Not all conflicts are created equal. Nor are the mediation processes used to successfully resolve them. In fact, a critical role of a trained, third-party neutral is to carefully review the circumstances of a specific problem and select the most effective style to be used to solve it. While most all mediations benefit from a core group of values—voluntary participation, confidentiality, and self-determined agreement by the parties—the mediation models themselves can differ greatly in process, style and outcome.
In brief, there are three styles that may be considered the most common, including: Evaluative Mediation, Facilitative Mediation and Transformative Mediation.
This style is often used when mediating civil litigation matters or issues that focus on monetary assets and legal rights. The main goal of Evaluative Mediation is to reach an agreement and avoid trial.
In Evaluative Mediation, parties and their respective attorneys spend a majority of their time in separate rooms or in “caucus,” with the mediator shuttling back and forth between parties. Because Evaluative Mediation uses a “position-based” approach, the mediator often spends time focusing on bringing out the strengths and weaknesses of the parties’ positions, so that parties begin to understand the basis for settlement. With this style, a mediator may also spend considerable time helping the parties weigh evidence, judge credibility, allocate burden of proof or apply relevant case law. Mediators may also be asked make formal or informal suggestions for the parties to consider and help parties comprehend the alternative of not reaching resolution, including how a judge or jury might decide their case.
Sometimes referred to as “assisted negotiation,” Facilitative Mediation is commonly used in mediation of divorce, custody and parenting time matters. This style is particularly effective when parties are relatively amicable or can at least be in the same room long enough to work out an agreement. The goal of this style of mediation is creating a mutually beneficial agreement.
Generally, Facilitative Mediation involves both joint sessions with the parties and mediator, as well as individual caucus meetings between one party (and his or her attorney, if represented) and the mediator. The mediator is responsible for the framework of the mediation agenda and focuses on an interest-based approach to gathering the information needed to reach agreement. The book, “Getting to YES,” describes how an interest-based approach differs from a position-based approach,
“Interests motivate people; they are the silent movers behind the hubbub of positions. Your position is something you have decided upon. Your interests are what caused you to decide.”
As mediators facilitate a discussion to realize the true motivations of the parties, they are able to bring out mutual interests, multiple ideas to meet those interests, and the parties’ own, best solutions. The process allows for creative solutions, focusing on more than just a legal evaluation.
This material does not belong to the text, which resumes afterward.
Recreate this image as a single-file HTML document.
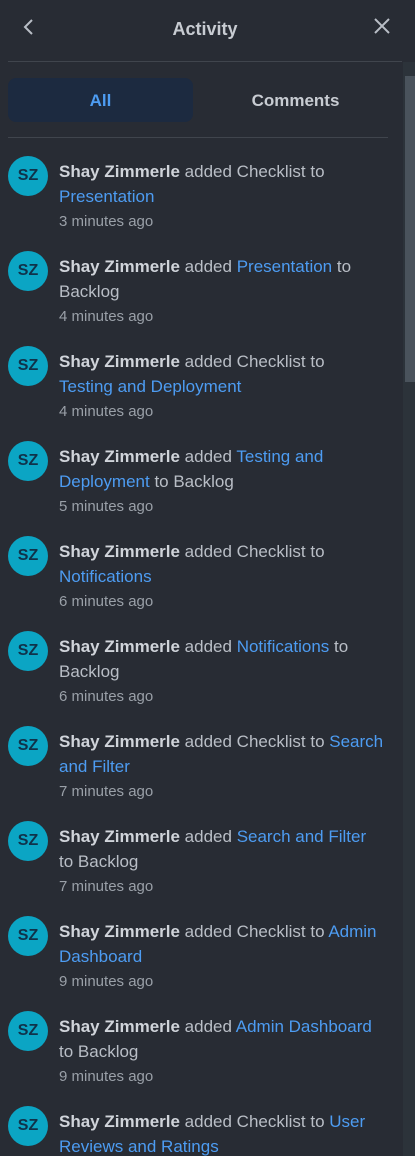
<!DOCTYPE html><html><head><style>
html,body{margin:0;width:415px;height:1156px;overflow:hidden}
body{background:#282c34;font-family:"Liberation Sans",sans-serif;position:relative}
.hdr{position:absolute;top:0;left:0;width:415px;height:60px}
.title{position:absolute;top:19px;left:0;width:410px;text-align:center;color:#c8ccd2;font-weight:bold;font-size:18px}
.line{position:absolute;height:1px;background:#40454d}
.sb{position:absolute;left:403px;top:62px;width:12px;height:1094px;background:#2c333a}
.thumb{position:absolute;left:405px;top:76px;width:10px;height:306px;background:#4a535c}
.tab{position:absolute;height:44px;text-align:center;font-weight:bold;font-size:17px}
.item{position:absolute;left:8px;width:385px}
.av{position:absolute;left:0;top:0;width:40px;height:40px;border-radius:50%;background:#0ba5c4;color:#10324a;font-weight:bold;font-size:16px;text-align:center;line-height:40px}
.tx{position:absolute;left:51px;top:3px;width:334px;font-size:17px;line-height:25px;color:#b9bec6;white-space:nowrap}
.tx b{color:#d0d4da}
.tx a{color:#4d9cf2}
.tm{font-size:15px;color:#9aa0a8;line-height:22px;margin-top:2px}
</style></head><body>
<div class="hdr">
<svg style="position:absolute;left:20px;top:17px" width="16" height="20"><path d="M12 3 L5 10 L12 17" stroke="#b9bec6" stroke-width="2" fill="none"/></svg>
<div class="title">Activity</div>
<svg style="position:absolute;left:373px;top:17px" width="18" height="18"><path d="M2 2 L16 16 M16 2 L2 16" stroke="#b9bec6" stroke-width="2" fill="none"/></svg>
</div>
<div class="line" style="left:8px;top:61px;width:394px"></div>
<div class="sb"></div><div class="thumb"></div>
<div class="tab" style="left:8px;top:78px;width:185px;background:#1c2a40;border-radius:8px;color:#4d9cf2;line-height:46px">All</div>
<div class="tab" style="left:203px;top:78px;width:185px;color:#c8ccd2;line-height:46px">Comments</div>
<div class="line" style="left:8px;top:137px;width:380px"></div>

<div class="item" style="top:156px"><div class="av">SZ</div><div class="tx"><b>Shay Zimmerle</b> added Checklist to<br><a>Presentation</a><div class="tm">3 minutes ago</div></div></div>
<div class="item" style="top:251px"><div class="av">SZ</div><div class="tx"><b>Shay Zimmerle</b> added <a>Presentation</a> to<br>Backlog<div class="tm">4 minutes ago</div></div></div>
<div class="item" style="top:346px"><div class="av">SZ</div><div class="tx"><b>Shay Zimmerle</b> added Checklist to<br><a>Testing and Deployment</a><div class="tm">4 minutes ago</div></div></div>
<div class="item" style="top:441px"><div class="av">SZ</div><div class="tx"><b>Shay Zimmerle</b> added <a>Testing and<br>Deployment</a> to Backlog<div class="tm">5 minutes ago</div></div></div>
<div class="item" style="top:536px"><div class="av">SZ</div><div class="tx"><b>Shay Zimmerle</b> added Checklist to<br><a>Notifications</a><div class="tm">6 minutes ago</div></div></div>
<div class="item" style="top:631px"><div class="av">SZ</div><div class="tx"><b>Shay Zimmerle</b> added <a>Notifications</a> to<br>Backlog<div class="tm">6 minutes ago</div></div></div>
<div class="item" style="top:726px"><div class="av">SZ</div><div class="tx"><b>Shay Zimmerle</b> added Checklist to <a>Search<br>and Filter</a><div class="tm">7 minutes ago</div></div></div>
<div class="item" style="top:821px"><div class="av">SZ</div><div class="tx"><b>Shay Zimmerle</b> added <a>Search and Filter</a><br>to Backlog<div class="tm">7 minutes ago</div></div></div>
<div class="item" style="top:916px"><div class="av">SZ</div><div class="tx"><b>Shay Zimmerle</b> added Checklist to <a>Admin<br>Dashboard</a><div class="tm">9 minutes ago</div></div></div>
<div class="item" style="top:1011px"><div class="av">SZ</div><div class="tx"><b>Shay Zimmerle</b> added <a>Admin Dashboard</a><br>to Backlog<div class="tm">9 minutes ago</div></div></div>
<div class="item" style="top:1106px"><div class="av">SZ</div><div class="tx"><b>Shay Zimmerle</b> added Checklist to <a>User<br>Reviews and Ratings</a><div class="tm">10 minutes ago</div></div></div>
</body></html>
School, churches and families working through divisive issues can benefit greatly from Transformative Mediation. The general goal is to repair relationships and help the parties understand the other parties’ positions. Essentially, the mediator helps the parties reshape their conflict into a new story or agreement that all parties can live with.
The Transformative Mediation Institute describes this style of mediation as “an approach to conflict intervention that places the principles of empowerment and recognition at the core of helping people in conflict change how they interact with each other.”
Predominantly accomplished through joint sessions or talking circles, the parties, rather than the parties’ attorneys, have major influence and input on the outcome.
The good news: with a wide variety of cases, there is room for variety in mediation processes. Thus, as a mediator becomes versed in the various approaches, he or she may begin to use a “tool-box approach” combining working strategies from each of the three widely used models.